Minara, Australia’s second-biggest nickel producer after BHP, is spending A$25 million to add 2,000 tons of nickel production in 2007. Jubilee is increasing output by 78 percent beginning in fiscal 2009.

Australia produced 210,000 metric tons of nickel in 2005, second to Russia’s 315,000 tons, according to the U.S. Geological Survey.

Nickel prices may fall to an average $22,777 a ton ($10.33 a pound), in the first quarter of 2007, and average $20,528 a ton for the year, according to the median forecast of nine analysts surveyed by Bloomberg News. Nickel prices have averaged $32,511 a ton in the past two months.

Mine Delays

Those price estimates will have to be increased, given the delays of new mines announced by Cia. Vale do Rio Doce and BHP Billiton on Nov. 24 and Nov. 30, said Arden.

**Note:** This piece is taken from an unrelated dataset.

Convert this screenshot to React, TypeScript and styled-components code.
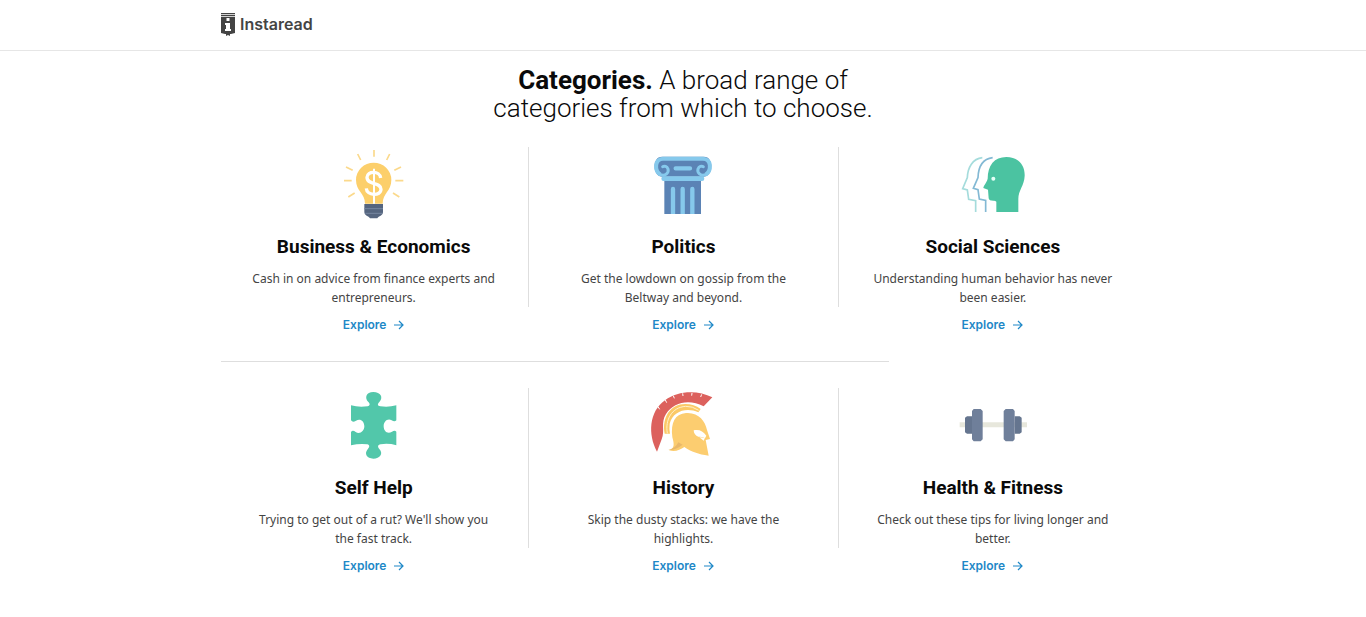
import React from "react";
import styled, { createGlobalStyle } from "styled-components";

const Global = createGlobalStyle`
  *, *::before, *::after { box-sizing: border-box; }
  body { margin: 0; background: #fff; color: #0a0a0a; font-family: "Noto Sans", sans-serif; }
  h1, h2, p, ul { margin: 0; padding: 0; }
`;

const Header = styled.header`
  border-bottom: 1px solid #e6e6e6;
`;

const Container = styled.div`
  max-width: 928px;
  margin: 0 auto;
`;

const Brand = styled.a`
  display: inline-flex;
  align-items: center;
  gap: 5px;
  height: 50px;
  padding: 0 2px 2px;
  color: #444;
  font: 600 16px/24px Inter, sans-serif;
  text-decoration: none;
`;

const Heading = styled.h1`
  max-width: 400px;
  margin: 15px auto 25px;
  text-align: center;
  font-family: Roboto, sans-serif;
  font-size: 26px;
  line-height: 28px;
  font-weight: 300;
  strong { font-weight: 700; }
`;

const Row = styled.ul`
  display: grid;
  grid-template-columns: repeat(3, 1fr);
  list-style: none;
`;

const Rule = styled.hr`
  width: 72%;
  margin: 27px 0 26px 2px;
  border: 0;
  border-top: 1px solid #dedede;
`;

const Card = styled.li`
  display: flex;
  flex-direction: column;
  align-items: center;
  gap: 8px;
  text-align: center;
  &:not(:first-child) > div { border-left: 1px solid #dedede; }
`;

const Body = styled.div`
  display: flex;
  flex-direction: column;
  align-items: center;
  width: 100%;
  padding: 0 28px;
`;

const Title = styled.h2`
  margin: 12px 0 10px;
  font-family: Roboto, sans-serif;
  font-size: 19px;
  line-height: 24px;
  font-weight: 700;
`;

const Description = styled.p`
  max-width: 250px;
  color: #444;
  font-size: 12px;
  line-height: 19px;
`;

const Explore = styled.a`
  display: inline-flex;
  align-items: center;
  gap: 8px;
  color: #1e88c7;
  font: 600 12px/19px Inter, sans-serif;
  text-decoration: none;
`;

const Picture = styled.svg`
  display: block;
  width: 80px;
  height: 76px;
`;

const Bulb = () => (
  <>
    <path d="M120 15v20M71 27l9 18M167 27l-9 18M36 66l20 10M201 66l-20 10M30 107h23M184 107h24M43 156l19-12M196 156l-19-12" stroke="#fbd98b" strokeWidth="5" fill="none" />
    <path d="M93 176c0-32-27-37-27-71a53 52 0 0 1 106 0c0 34-26 39-26 71z" fill="#fccf6b" />
    <path d="M140 99c-2-22-41-22-41-2 0 25 42 13 42 36 0 21-43 20-44-3" stroke="#fff" strokeWidth="10" fill="none" />
    <path d="M120 71v105" stroke="#fff" strokeWidth="6" />
    <path d="M91 177h56v24c0 12-13 11-17 19h-22c-4-8-17-7-17-19z" fill="#55657f" />
    <path d="M91 191h56M94 205h50" stroke="#7686a0" strokeWidth="3" />
  </>
);

const Column = () => (
  <>
    <path d="M64 104h110v103H64z" fill="#5b83b5" />
    <path d="M57 35h126c31 0 28 60-2 60H58c-29 0-33-60-1-60z" fill="#5b83b5" />
    <path d="M52 89c-18-12-18-48 8-48h120c26 0 26 36 8 48" fill="none" stroke="#86c9ec" strokeWidth="12" />
    <path d="M52 89c16 6 26-6 23-17-3-8-11-10-16-7M188 89c-16 6-26-6-23-17 3-8 11-10 16-7" fill="none" stroke="#86c9ec" strokeWidth="9" strokeLinecap="round" />
    <path d="M62 101h115" stroke="#86c9ec" strokeWidth="14" strokeLinecap="round" />
    <path d="M98 70h43M90 132v75M119 132v75M148 132v75" stroke="#86c9ec" strokeWidth="13" strokeLinecap="round" />
    <path d="M64 207h110v8H64z" fill="#fff" />
  </>
);

const Heads = () => (
  <>
    <path d="M88 38C59 41 44 67 43 98L29 131l14 4 4 28 21 4v34" fill="none" stroke="#a5dcdc" strokeWidth="5" />
    <path d="M119 38C88 42 76 67 75 98l-14 32 14 4 4 28 19 4v35" fill="none" stroke="#83b9d4" strokeWidth="5" />
    <path d="M160 36c37 0 56 25 55 56-1 30-19 43-19 70v39h-66v-31c-8-5-20 1-23-10l-2-26-14-5c1-9 10-15 13-28 0-40 20-65 56-65z" fill="#4bc3a1" />
    <circle cx="121" cy="101" r="6" fill="#e5fff7" />
  </>
);

const Puzzle = () => (
  <path d="M51 58q23 7 50 3c8-3 7-8 2-13-12-12-7-30 15-30s31 16 18 30c-6 7-6 11 3 13q24 4 48-3v45c-4 5-9 3-14 0-12-7-24 3-24 18s12 25 25 16c6-4 10-4 13 0v41q-24-7-47-3c-10 2-9 8-4 14 13 14 2 29-18 29s-28-15-17-28c7-8 6-13-1-15q-24-3-49 3v-40c4-5 8-4 14 0 11 8 26-1 26-17s-13-25-25-17c-7 4-11 4-15-1z" fill="#52c7aa" />
);

const Helmet = () => (
  <>
    <path d="M42 197C14 145 18 77 66 43 107 12 166 13 208 34l-26 27C139 38 92 48 69 84c-17 27-2 49-13 76z" fill="#dc615d" />
    <path d="M45 62l5 8M67 42l4 8M91 29l3 8M119 22l1 8M147 21l-1 8M176 25l-3 8" stroke="#fff" strokeWidth="3" />
    <path d="M65 143C56 93 83 54 127 54q26 0 46 15l-7 10c-35-16-76-4-86 34q-2 16 1 30z" fill="#fbc967" />
    <path d="M73 142c-7-41 13-78 55-81q20-1 39 12" fill="none" stroke="#fff2cb" strokeWidth="3" />
    <path d="M78 193c17-5 16-18 10-39-6-46 9-70 41-73 37-3 58 24 63 51l9 27-13 3 9 47c-31-4-52-12-73-26-13 9-28 16-46 10z" fill="#fccd70" />
    <path d="M76 192q21 1 43-16l-13-7q-8 18-30 23z" fill="#e9b86a" />
    <path d="M152 133c16-4 28 2 38 16l-4 8c-8-6-14-4-20-5-8-2-14-10-14-19z" fill="#fff" />
    <path d="M169 154l17 1-4 9z" fill="#fff" />
  </>
);

const Dumbbell = () => (
  <>
    <path d="M20 109h202v15H20z" fill="#e7e7dc" />
    <path d="M57 91v52H42l-6-4V95l6-4zM185 91v52h15l6-4V95l-6-4z" fill="#65758f" />
    <path d="M62 69h21l6 6v85l-6 6H62l-5-6V75zM158 69h22l5 6v85l-5 6h-22l-6-6V75z" fill="#6f7f9a" />
  </>
);

type Category = { title: string; text: string; Art: React.FC };

const rows: Category[][] = [
  [
    { title: "Business & Economics", text: "Cash in on advice from finance experts and entrepreneurs.", Art: Bulb },
    { title: "Politics", text: "Get the lowdown on gossip from the Beltway and beyond.", Art: Column },
    { title: "Social Sciences", text: "Understanding human behavior has never been easier.", Art: Heads },
  ],
  [
    { title: "Self Help", text: "Trying to get out of a rut? We'll show you the fast track.", Art: Puzzle },
    { title: "History", text: "Skip the dusty stacks: we have the highlights.", Art: Helmet },
    { title: "Health & Fitness", text: "Check out these tips for living longer and better.", Art: Dumbbell },
  ],
];

const CategoryCard = ({ title, text, Art }: Category) => (
  <Card>
    <Body>
      <Picture viewBox="0 6 240 228" aria-hidden="true"><Art /></Picture>
      <Title>{title}</Title>
      <Description>{text}</Description>
    </Body>
    <Explore href="#">
      Explore
      <svg width="10" height="10" viewBox="0 0 10 10" fill="none" stroke="currentColor" strokeWidth="1.2" aria-hidden="true">
        <path d="M0 5h9M5 1l4 4-4 4" />
      </svg>
    </Explore>
  </Card>
);

export default function App() {
  return (
    <>
      <Global />
      <Header>
        <Container>
          <Brand href="#">
            <svg width="14" height="24" viewBox="0 0 14 24" aria-hidden="true">
              <path d="M0 1h14v1.200H0zM0 3h14v1.200H0zM0 5h14v16l-4 1H9v2l-2-1-2 1v-2H4l-4-1z" fill="#444" />
              <path d="M5.500 6h3v3h-3zM4 11h5v6h1v2H4v-2h1v-4H4z" fill="#fff" />
            </svg>
            Instaread
          </Brand>
        </Container>
      </Header>
      <main>
        <Container>
          <Heading><strong>Categories.</strong> A broad range of categories from which to choose.</Heading>
          {rows.map((row, i) => (
            <React.Fragment key={i}>
              {i > 0 && <Rule />}
              <Row>
                {row.map((c) => <CategoryCard key={c.title} {...c} />)}
              </Row>
            </React.Fragment>
          ))}
        </Container>
      </main>
    </>
  );
}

Vale said production at its Goro mine in New Caledonia, the world’s largest nickel mine, would be pushed back by as much as a year to 2008. BHP Billiton said its Ravensthorpe nickel project in Australia also would be delayed by a year to 2008.

“We’ve had supply disruptions, delays in new projects, and the main growth consumer is a country, China, that hasn’t got a lot of scrap to recycle,” said Peter Harold, managing director of Sally Malay. “Barring an economic slowdown in China, there will be a shortage of nickel.”